07/03/2024 | Press release | Distributed by Public on 07/03/2024 15:11
UNITED STATES
SECURITIES AND EXCHANGE COMMISSION
Washington, D.C. 20549
FORM 8-A/A
(Amendment No. 1)
FOR REGISTRATION OF CERTAIN CLASSES OF SECURITIES
PURSUANT TO SECTION 12(b) OR 12(g) OF
THE SECURITIES EXCHANGE ACT OF 1934
BARNES & NOBLE EDUCATION, INC.
(Exact name of registrant as specified in its charter)
Delaware | 46-0599018 | |
(State or other jurisdiction of incorporation) | (IRS Employer ID Number) | |
120 Mountainview Blvd., Basking Ridge, NJ | 07920 | |
(Address of principal executive offices) | (Zip Code) |
Securities Registered Pursuant to Section 12(b) of the Act:
Title of each class to be so registered |
Name of each exchange on which each class is to be registered |
|
Rights to Purchase Series A Junior Participating Preferred Stock | NYSE |
If this form relates to the registration of a class of securities pursuant to Section 12(b) of the Exchange Act and is effective pursuant to General Instruction A(c) or (e), check the following box. ☒
If this form relates to the registration of a class of securities pursuant to Section 12(g) of the Exchange Act and is effective pursuant to General Instruction A(d) or (e), check the following box. ☐
If this form relates to the registration of a class of securities concurrently with a Regulation A offering, check the following box. ☐
Securities Act registration statement or Regulation A offering statement file number to which this form relates: Not Applicable
Securities Registered Pursuant to Section 12(g) of the Act:
None
(Title of class)
EXPLANATORY NOTE
This Form 8-A/A is filed by Barnes & Noble Education, Inc., a Delaware corporation (the "Company"), to reflect the expiration of the preferred share purchase rights (each, a "Right" and, collectively, the "Rights") registered on the Form 8-A filed by the Company on April 16, 2024.
Item 1. |
Description of the Registrant's Securities to Be Registered. |
On July 3, 2024, the Company and Computershare Trust Company, N.A., a federally chartered trust company (the "Rights Agent"), entered into Amendment No. 1 to Rights Agreement (the "Amendment"), which amended the Rights Agreement, dated as of April 16, 2024, by and between the Company and the Rights Agent (as amended, the "Rights Agreement").
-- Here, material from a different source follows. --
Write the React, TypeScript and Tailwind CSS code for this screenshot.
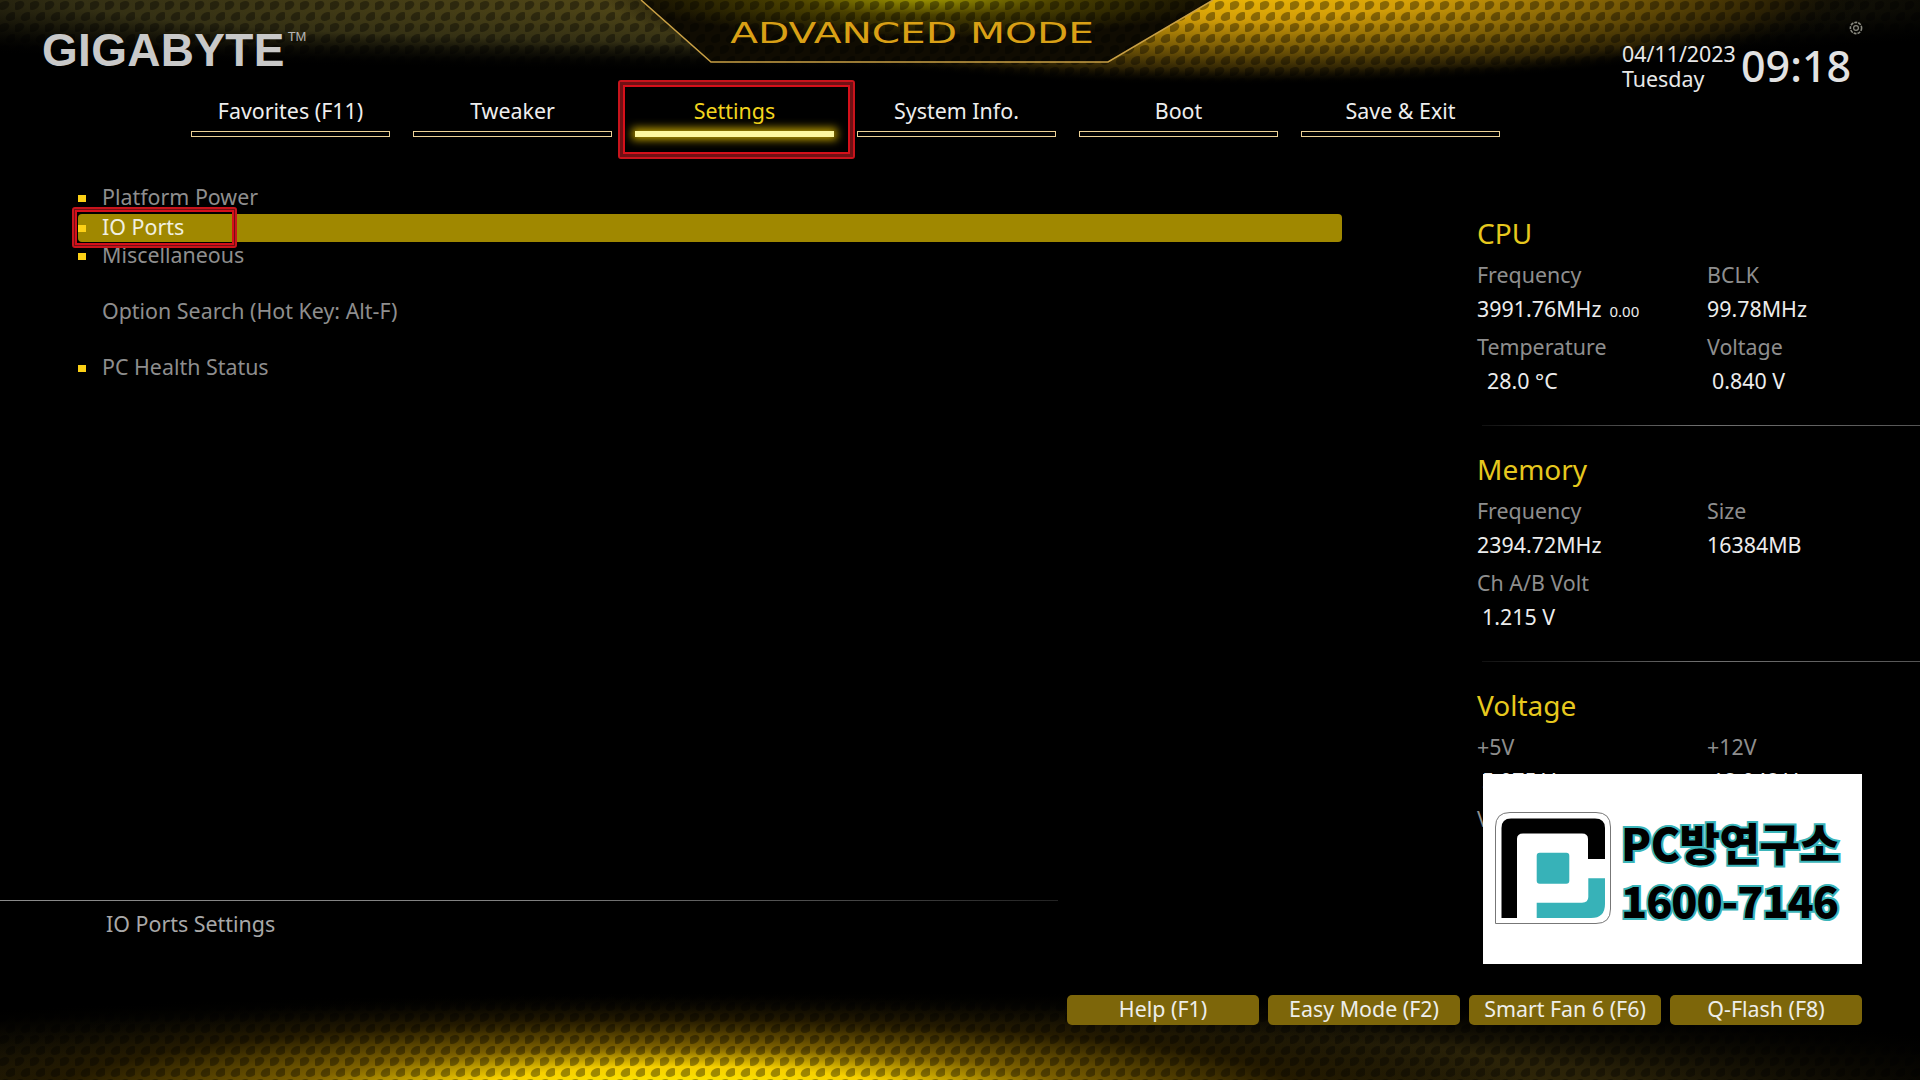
const uiFont = "font-['Noto_Sans','Open_Sans',sans-serif]"

const tabs = ['Favorites (F11)', 'Tweaker', 'Settings', 'System Info.', 'Boot', 'Save & Exit']
const footerButtons = ['Help (F1)', 'Easy Mode (F2)', 'Smart Fan 6 (F6)', 'Q-Flash (F8)']

function Backdrop() {
  return (
    <svg className="absolute inset-0" width="1920" height="1080" viewBox="0 0 1920 1080">
      <defs>
        <radialGradient id="topGlow" gradientUnits="userSpaceOnUse" cx="0" cy="0" r="1" gradientTransform="translate(1240 -10) scale(640 95)">
          <stop offset="0" stopColor="#f2bc06" />
          <stop offset="0.3" stopColor="#d49f08" />
          <stop offset="0.6" stopColor="#7a5c06" />
          <stop offset="0.85" stopColor="#2a2004" />
          <stop offset="1" stopColor="#000000" stopOpacity="0" />
        </radialGradient>
        <radialGradient id="topWash" gradientUnits="userSpaceOnUse" cx="0" cy="0" r="1" gradientTransform="translate(860 0) scale(1300 72)">
          <stop offset="0" stopColor="#5c5018" />
          <stop offset="0.6" stopColor="#343014" />
          <stop offset="1" stopColor="#000000" stopOpacity="0" />
        </radialGradient>
        <radialGradient id="panelGlow" gradientUnits="userSpaceOnUse" cx="0" cy="0" r="1" gradientTransform="translate(925 -4) scale(300 42)">
          <stop offset="0" stopColor="#a8a000" />
          <stop offset="0.45" stopColor="#4c4200" />
          <stop offset="1" stopColor="#100c02" />
        </radialGradient>
        <radialGradient id="bottomGlow" gradientUnits="userSpaceOnUse" cx="0" cy="0" r="1" gradientTransform="translate(680 1092) scale(860 100)">
          <stop offset="0" stopColor="#fff000" />
          <stop offset="0.25" stopColor="#f6d000" />
          <stop offset="0.45" stopColor="#7c6000" />
          <stop offset="0.72" stopColor="#241a00" />
          <stop offset="1" stopColor="#000000" stopOpacity="0" />
        </radialGradient>
        <radialGradient id="bottomWash" gradientUnits="userSpaceOnUse" cx="0" cy="0" r="1" gradientTransform="translate(800 1085) scale(1350 95)">
          <stop offset="0" stopColor="#4c3c06" />
          <stop offset="0.6" stopColor="#2a2208" />
          <stop offset="1" stopColor="#000000" stopOpacity="0" />
        </radialGradient>
        <pattern id="cells" width="15" height="22" patternUnits="userSpaceOnUse">
          <ellipse cx="3.75" cy="5.5" rx="5.9" ry="4" transform="rotate(-28 3.75 5.5)" fill="#000000" fillOpacity="0.36" />
          <ellipse cx="11.25" cy="16.5" rx="5.9" ry="4" transform="rotate(-28 11.25 16.5)" fill="#000000" fillOpacity="0.36" />
        </pattern>
      </defs>
      <rect width="1920" height="95" fill="url(#topWash)" />
      <rect width="1920" height="95" fill="url(#topGlow)" />
      <polygon points="641,0 711,62 1108,62 1213,0" fill="url(#panelGlow)" />
      <rect width="1920" height="95" fill="url(#cells)" />
      <polyline points="641,0 711,62 1108,62 1213,0" fill="none" stroke="#c9a045" strokeWidth="1.5" />
      <rect y="960" width="1920" height="120" fill="url(#bottomWash)" />
      <rect y="960" width="1920" height="120" fill="url(#bottomGlow)" />
      <rect y="960" width="1920" height="120" fill="url(#cells)" />
    </svg>
  )
}

function RedFrame({ className, gap }: { className: string; gap: string }) {
  return (
    <div className={`absolute border-2 border-[#c8141c] rounded-[3px] ${className}`}>
      <div className={`h-full border-[#701014] ${gap}`}>
        <div className="h-full border-2 border-[#d5101a]" />
      </div>
    </div>
  )
}

function MenuRow({ label, bullet = true, active = false, className = '' }: { label: string; bullet?: boolean; active?: boolean; className?: string }) {
  return (
    <div className={`flex items-center h-[28px] w-[1264px] rounded-[4px] ${active ? 'bg-[#a08800] text-[#f0f0e0]' : 'text-[#8e8e8e]'} ${className}`}>
      <span className={`w-[8px] h-[7px] mr-[16px] ${bullet ? 'bg-[#fcd116]' : ''}`} />
      <span className="text-[21.4px] leading-[28px] -mt-[3px]">{label}</span>
    </div>
  )
}

function StatLabel({ text, className = '' }: { text: string; className?: string }) {
  return <div className={`h-[34px] text-[21.4px] leading-[34px] text-[#8e8e8e] ${className}`}>{text}</div>
}

function StatValue({ text, indent = '', small }: { text: string; indent?: string; small?: string }) {
  return (
    <div className={`h-[34px] text-[21.4px] leading-[34px] text-[#ececec] whitespace-nowrap ${indent}`}>
      {text}
      {small && <span className="ml-[8px] text-[15px]">{small}</span>}
    </div>
  )
}

function Section({ title, children }: { title: string; children: React.ReactNode }) {
  return (
    <div className="h-[236px]">
      <div className="h-[34px] text-[28px] leading-[34px] text-[#e6c81e] mb-[8px]">{title}</div>
      <div className="grid grid-cols-[230px_1fr]">{children}</div>
    </div>
  )
}

function LogoCard() {
  return (
    <div className="absolute left-[1483px] top-[774px] w-[379px] h-[190px] bg-white flex items-center pl-[12px] pb-[2px]">
      <svg width="116" height="112" viewBox="0 0 116 112" className="shrink-0">
        <path d="M0.5 111.5V15Q0.5 0.5 15 0.5H101Q115.5 0.5 115.5 15V97Q115.5 111.5 101 111.5Z" fill="#ffffff" stroke="#777777" strokeWidth="1" />
        <path d="M6.5 106V16Q6.5 6.5 16 6.5H100Q110 6.5 110 16V47H93V27Q93 21.5 87 21.5H28Q22 21.5 22 27V106Z" fill="#000000" />
        <rect x="41.7" y="40.7" width="32.6" height="31" rx="3" fill="#37b2b8" />
        <path d="M41.7 106V90.7H87Q93.3 90.7 93.3 85V66.3H110V92Q110 106 96 106Z" fill="#37b2b8" />
      </svg>
      <div className="ml-[10px] pt-[6px] flex flex-col font-['Noto_Sans_CJK_KR',sans-serif] font-black text-black [-webkit-text-stroke:4px_#3bb5ba] [paint-order:stroke_fill] whitespace-nowrap">
        <span className="text-[44px] leading-[57px] tracking-[-0.5px]">PC방연구소</span>
        <span className="text-[43px] leading-[57px] tracking-[-1px]">1600-7146</span>
      </div>
    </div>
  )
}

export default function App() {
  return (
    <div className={`relative w-[1920px] h-[1080px] overflow-hidden bg-black ${uiFont}`}>
      <Backdrop />

      <div className="relative flex flex-col h-full">
        <header className="flex h-[96px]">
          <div className="w-[728px] pl-[42px] pt-[27px] flex items-start font-['Liberation_Sans',sans-serif]">
            <span className="text-[46px] leading-none font-bold tracking-[0.3px] text-[#c9c9c9]">GIGABYTE</span>
            <span className="ml-[3px] mt-[3px] text-[13px] leading-none text-[#b5b5b5]">TM</span>
          </div>
          <div className="w-[368px] pt-[15px] flex justify-center font-['DejaVu_Sans',sans-serif] text-[29px] leading-[36px] scale-x-[1.4] text-[#d9a016] whitespace-nowrap">
            ADVANCED MODE
          </div>
          <div className="flex-1 flex flex-col">
            <svg className="self-end mt-[21px] mr-[57px] text-[#8a8a80]" width="14" height="14" viewBox="0 0 14 14" fill="none" stroke="currentColor">
              <circle cx="7" cy="7" r="5.6" strokeWidth="1.6" strokeDasharray="3 1" />
              <circle cx="7" cy="7" r="2.4" strokeWidth="1.2" />
            </svg>
            <div className="flex mt-[7px] pl-[526px] text-[#e8e8e8]">
              <div className="w-[119px] text-[21.4px] leading-[24.5px] whitespace-nowrap">
                <div>04/11/2023</div>
                <div>Tuesday</div>
              </div>
              <div className="text-[43px] leading-[48px] font-medium text-[#e2e2e2]">09:18</div>
            </div>
          </div>
        </header>

        <nav className="flex h-[45px] pl-[191px] gap-[23px]">
          {tabs.map((tab) => {
            const selected = tab === 'Settings'
            return (
              <div key={tab} className="w-[199px] flex flex-col items-center">
                <div className={`h-[35px] pt-[1px] text-[21.4px] leading-[28px] ${selected ? 'text-[#f2d41e]' : 'text-[#eeeeee]'}`}>{tab}</div>
                <div className={`w-full h-[6px] ${selected ? 'bg-[#fdf8a0] shadow-[0_0_8px_3px_#b89a00]' : 'border border-[#ecd196]'}`} />
              </div>
            )
          })}
        </nav>

        <main className="flex h-[759px]">
          <div className="w-[1477px] pl-[78px] pt-[43px]">
            <MenuRow label="Platform Power" />
            <MenuRow label="IO Ports" active className="mt-[2px]" />
            <MenuRow label="Miscellaneous" />
            <MenuRow label="Option Search (Hot Key: Alt-F)" bullet={false} className="mt-[28px]" />
            <MenuRow label="PC Health Status" className="mt-[28px]" />
          </div>

          <aside className="flex-1 pt-[75px]">
            <Section title="CPU">
              <StatLabel text="Frequency" />
              <StatLabel text="BCLK" />
              <StatValue text="3991.76MHz" small="0.00" />
              <StatValue text="99.78MHz" />
              <StatLabel text="Temperature" className="mt-[4px]" />
              <StatLabel text="Voltage" className="mt-[4px]" />
              <StatValue text="28.0 °C" indent="pl-[10px]" />
              <StatValue text="0.840 V" indent="pl-[5px]" />
              <div className="col-span-2 mt-[27px] ml-[5px] h-[1px] bg-gradient-to-r from-[#111111] via-[#707070] to-[#555555]" />
            </Section>
            <Section title="Memory">
              <StatLabel text="Frequency" />
              <StatLabel text="Size" />
              <StatValue text="2394.72MHz" />
              <StatValue text="16384MB" />
              <StatLabel text="Ch A/B Volt" className="mt-[4px]" />
              <div />
              <StatValue text="1.215 V" indent="pl-[5px]" />
              <div />
              <div className="col-span-2 mt-[27px] ml-[5px] h-[1px] bg-gradient-to-r from-[#111111] via-[#707070] to-[#555555]" />
            </Section>
            <Section title="Voltage">
              <StatLabel text="+5V" />
              <StatLabel text="+12V" />
              <StatValue text="5.075 V" indent="pl-[5px]" />
              <StatValue text="12.048 V" indent="pl-[5px]" />
              <StatLabel text="VCCIO" className="mt-[4px]" />
            </Section>
          </aside>
        </main>

        <footer className="flex-1 flex flex-col">
          <div className="w-[1058px] h-[1px] bg-gradient-to-r from-[#8a8a8a] via-[#808080] to-[#222222]" />
          <div className="pl-[106px] mt-[9px] h-[28px] text-[21.4px] leading-[28px] text-[#a8a8a8]">IO Ports Settings</div>
          <div className="flex justify-end gap-[9px] pr-[58px] mt-[57px]">
            {footerButtons.map((label) => (
              <div key={label} className="w-[192px] h-[30px] rounded-[5px] bg-[#7d660a] text-center text-[21.4px] leading-[28px] text-[#eeeeea] whitespace-nowrap">
                {label}
              </div>
            ))}
          </div>
        </footer>
      </div>

      <LogoCard />
      <RedFrame className="left-[618px] top-[80px] w-[237px] h-[79px]" gap="border-[3px]" />
      <RedFrame className="left-[72px] top-[207px] w-[165px] h-[41px]" gap="border" />
    </div>
  )
}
The Amendment terminated the Rights Agreement by accelerating the expiration time of the Rights to 5:00 P.M., New York City time, on July 3, 2024. At the time of the termination of the Rights Agreement, all of the Rights, which were distributed to holders of the Company's issued and outstanding common stock, par value $0.01, pursuant to the Rights Agreement, expired.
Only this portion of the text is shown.